Owner escalation mode:
- `WATCHDOG_B_STALLED_OWNER_MODE=escalate` (default)
- `WATCHDOG_B_STALLED_OWNER_MODE=always`
- `WATCHDOG_B_STALLED_OWNER_MODE=never`

Owner delivery mode after enqueue:
- `WATCHDOG_B_OWNER_DELIVERY_MODE=enqueue-only` (default)
- `WATCHDOG_B_OWNER_DELIVERY_MODE=direct-discord`

When `direct-discord` is enabled, watchdog-b still enqueues first, then directly delivers that same pending report via `owner_report_driver.py` to the env-configured Discord target.

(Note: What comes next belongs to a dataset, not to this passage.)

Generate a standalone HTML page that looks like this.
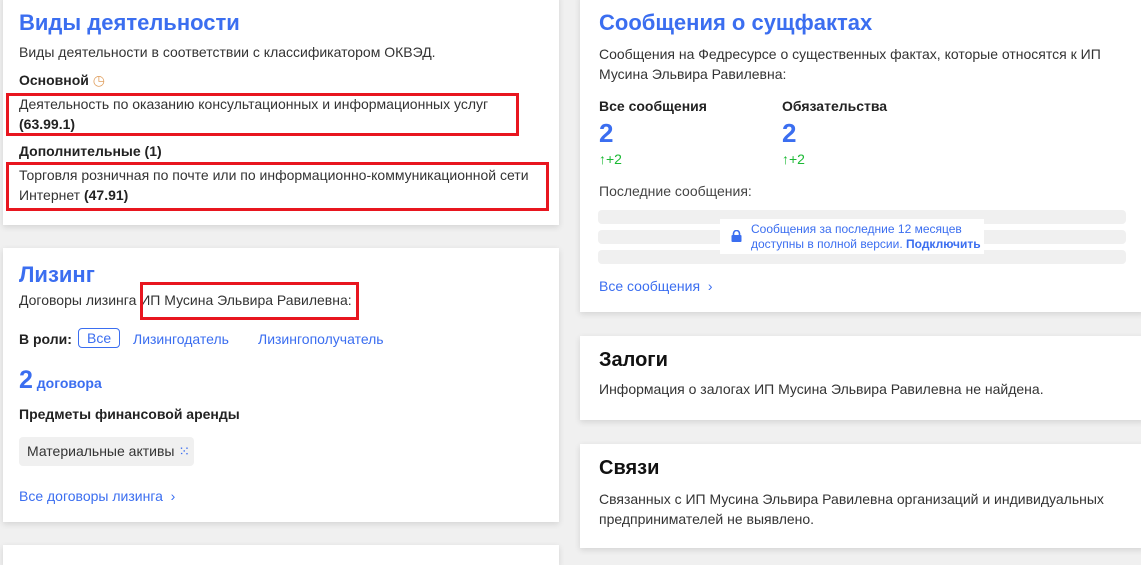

## Owner-facing message style

Owner-facing Discord message is now compact and conclusion-first:
- first line: headline (`🔔 [watchdog-b] <worker>`)
- second line: concise conclusion with emoji, e.g. `✅ 主程序仍在運行`
- third line: actionable next step, prefixed with `→`
- last line: compact technical metadata (`task=... | status=... | progress=... | source=...`)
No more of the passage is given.